● **WHAT YOU HAVE TO DO**: Your reply should be a single number: how many lines contain the string "React".

***** DATASET EXCERPT *****

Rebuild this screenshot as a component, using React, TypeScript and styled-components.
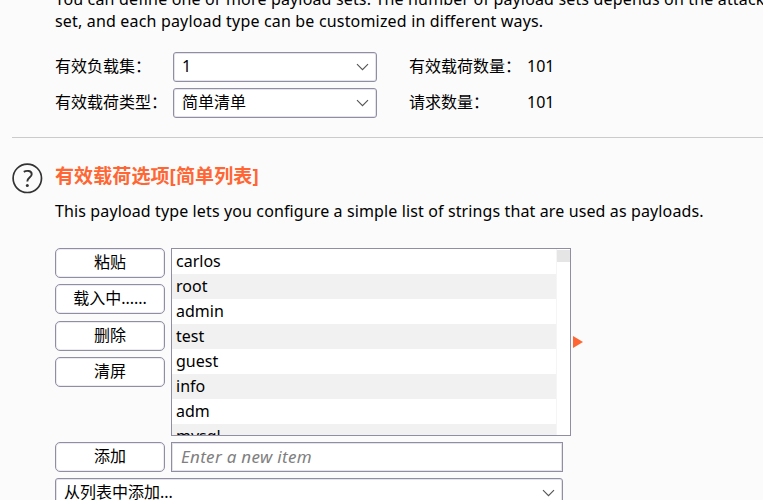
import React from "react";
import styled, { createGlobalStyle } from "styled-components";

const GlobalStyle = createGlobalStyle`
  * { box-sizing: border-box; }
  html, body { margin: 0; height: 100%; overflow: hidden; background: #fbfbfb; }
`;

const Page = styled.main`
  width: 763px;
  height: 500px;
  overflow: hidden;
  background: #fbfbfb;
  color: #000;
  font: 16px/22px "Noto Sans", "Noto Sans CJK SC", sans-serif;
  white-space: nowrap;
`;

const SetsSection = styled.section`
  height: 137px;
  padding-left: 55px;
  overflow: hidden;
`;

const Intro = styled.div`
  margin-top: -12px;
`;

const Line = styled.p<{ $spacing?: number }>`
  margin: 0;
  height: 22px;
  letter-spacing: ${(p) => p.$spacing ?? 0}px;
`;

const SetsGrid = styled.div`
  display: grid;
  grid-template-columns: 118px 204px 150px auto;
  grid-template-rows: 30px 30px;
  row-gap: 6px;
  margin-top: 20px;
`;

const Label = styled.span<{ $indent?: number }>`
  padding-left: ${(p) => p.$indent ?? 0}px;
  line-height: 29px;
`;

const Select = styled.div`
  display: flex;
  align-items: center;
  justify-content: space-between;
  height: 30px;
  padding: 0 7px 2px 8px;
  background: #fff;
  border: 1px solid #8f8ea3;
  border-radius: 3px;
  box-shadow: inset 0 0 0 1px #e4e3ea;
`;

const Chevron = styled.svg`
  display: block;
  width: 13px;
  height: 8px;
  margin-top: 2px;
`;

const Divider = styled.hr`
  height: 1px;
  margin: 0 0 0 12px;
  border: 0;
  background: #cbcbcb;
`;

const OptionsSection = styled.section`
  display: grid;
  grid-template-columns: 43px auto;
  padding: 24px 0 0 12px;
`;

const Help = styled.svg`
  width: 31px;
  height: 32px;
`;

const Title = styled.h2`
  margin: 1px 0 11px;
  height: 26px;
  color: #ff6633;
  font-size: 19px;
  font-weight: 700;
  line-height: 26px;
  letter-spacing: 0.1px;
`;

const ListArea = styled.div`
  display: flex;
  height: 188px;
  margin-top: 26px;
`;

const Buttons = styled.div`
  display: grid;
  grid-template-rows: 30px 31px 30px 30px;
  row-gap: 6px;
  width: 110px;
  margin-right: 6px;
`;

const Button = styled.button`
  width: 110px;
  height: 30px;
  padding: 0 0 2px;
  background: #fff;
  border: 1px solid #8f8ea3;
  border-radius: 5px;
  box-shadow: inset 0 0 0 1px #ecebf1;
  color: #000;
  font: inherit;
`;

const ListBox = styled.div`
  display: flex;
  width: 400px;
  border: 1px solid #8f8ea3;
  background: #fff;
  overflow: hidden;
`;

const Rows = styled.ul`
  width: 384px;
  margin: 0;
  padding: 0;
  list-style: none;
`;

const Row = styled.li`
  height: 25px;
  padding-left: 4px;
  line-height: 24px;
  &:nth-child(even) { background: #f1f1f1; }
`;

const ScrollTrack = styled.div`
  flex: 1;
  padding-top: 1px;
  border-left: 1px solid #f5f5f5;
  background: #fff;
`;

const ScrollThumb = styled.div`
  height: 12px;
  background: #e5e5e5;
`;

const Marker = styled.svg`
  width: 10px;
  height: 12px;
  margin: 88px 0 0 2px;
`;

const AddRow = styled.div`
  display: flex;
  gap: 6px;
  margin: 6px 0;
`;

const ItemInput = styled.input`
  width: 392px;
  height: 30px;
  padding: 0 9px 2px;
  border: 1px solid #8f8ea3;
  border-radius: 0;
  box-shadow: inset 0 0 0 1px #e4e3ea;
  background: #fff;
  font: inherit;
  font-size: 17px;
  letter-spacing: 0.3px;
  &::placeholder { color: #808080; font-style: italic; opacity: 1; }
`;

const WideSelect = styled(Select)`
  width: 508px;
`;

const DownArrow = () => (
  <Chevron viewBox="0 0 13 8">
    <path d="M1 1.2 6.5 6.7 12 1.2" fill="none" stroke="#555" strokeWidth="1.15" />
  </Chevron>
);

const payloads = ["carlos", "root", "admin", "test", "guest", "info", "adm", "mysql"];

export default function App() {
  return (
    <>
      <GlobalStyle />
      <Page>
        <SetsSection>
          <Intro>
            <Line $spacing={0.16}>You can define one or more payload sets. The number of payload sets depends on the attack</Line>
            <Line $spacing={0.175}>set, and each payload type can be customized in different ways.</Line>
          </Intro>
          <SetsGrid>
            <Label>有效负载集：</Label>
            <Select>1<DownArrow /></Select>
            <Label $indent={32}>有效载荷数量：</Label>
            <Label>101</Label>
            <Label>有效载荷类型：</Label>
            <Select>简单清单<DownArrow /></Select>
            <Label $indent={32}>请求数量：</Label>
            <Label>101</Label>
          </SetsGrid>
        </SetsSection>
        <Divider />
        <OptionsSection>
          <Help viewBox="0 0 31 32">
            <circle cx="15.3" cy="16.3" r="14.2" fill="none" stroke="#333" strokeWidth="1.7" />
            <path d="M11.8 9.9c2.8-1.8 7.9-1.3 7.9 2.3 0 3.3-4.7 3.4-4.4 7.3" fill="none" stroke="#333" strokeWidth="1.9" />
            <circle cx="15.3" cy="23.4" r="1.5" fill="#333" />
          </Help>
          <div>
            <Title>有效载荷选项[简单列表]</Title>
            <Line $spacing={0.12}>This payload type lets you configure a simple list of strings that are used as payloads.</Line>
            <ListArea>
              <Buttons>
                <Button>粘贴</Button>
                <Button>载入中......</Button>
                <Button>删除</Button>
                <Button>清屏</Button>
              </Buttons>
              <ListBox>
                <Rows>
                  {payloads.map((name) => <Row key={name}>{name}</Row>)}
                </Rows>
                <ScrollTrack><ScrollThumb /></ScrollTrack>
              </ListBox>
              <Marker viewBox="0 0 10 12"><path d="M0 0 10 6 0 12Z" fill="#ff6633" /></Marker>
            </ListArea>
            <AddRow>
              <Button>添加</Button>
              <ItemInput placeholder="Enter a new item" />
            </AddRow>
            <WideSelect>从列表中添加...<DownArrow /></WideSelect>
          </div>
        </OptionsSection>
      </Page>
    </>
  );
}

*****

● **EXERCISE ANSWER**: 2